15.8.11

Un triunfo del amor


Una mujer que entrega su vida por su marido.
Un matrimonio sospechado de triángulos y cuartetos, pero que se mantiene a pesar de esas malas lenguas que sólo quieren destruirlo.
Hijos sin padre que buscan a su padre.
Hijos fehacientemente reconocidos que intentan vivir sus vidas lejos de la exposición pública, pues sus padres, hay que decirlo, son famosos.
Y un día. Oh, terrible Dios.
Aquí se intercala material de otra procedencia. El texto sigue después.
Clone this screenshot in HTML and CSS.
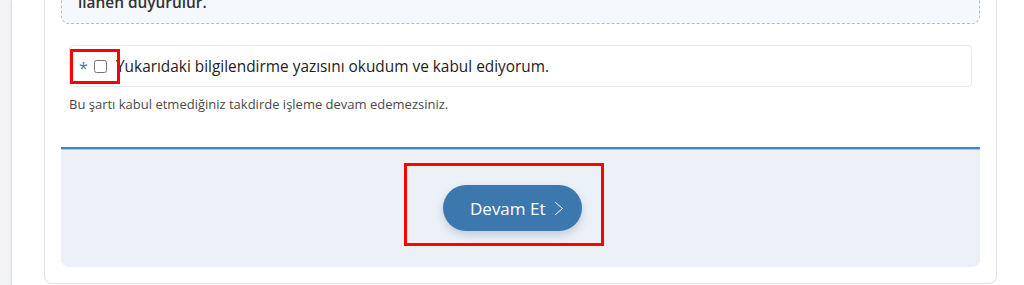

Un día el jefe de la familia fallece y ella, la viuda, naturalmente llora.
Llora porque él no se entregó hasta el último momento.
Llora porque no es justo que las flores más bonitas del jardín se marchiten.
Llora porque ahora está sola.
Y porque es mujer. 
Y llorando pide que lo sucedido no sea cierto, y vestida de negro sale, como un Papa anciano y desvencijado, a no disimular su dolor, víctima de los hados y de la triste soledad de quien ha quedado sin compañero.
A estas alturas ella es la heroína de la historia.
De la historia que se canta y se baila en todos los rincones de la patria.
De la historia que se enseña y se aprende de memoria.
Donde hay buenos y malos, como debe ser.
La que sigue amando con desconsuelo, esa es la heroína.
No es como aquella otra a la que le decían Isabel aunque su nombre fuera María Estela. Esa otra había pretendido mantener las formas, esa cosa gélida de las malas de película.
Ella, en cambio, la desconsolada en negro luto, ha mostrado a todos y todas su vulnerabilidad. Como Grecia Colmenares. Como Verónica Castro. Como el Papa beato. Como Michael Fox. Como todos esos personajes y todas esas historias que, aunque despreciadas por pequeñas minorías, son del gusto y la emoción de las mayorías, que aprecian, todavía, un elemento por lo general desdeñado: el sentimentalismo.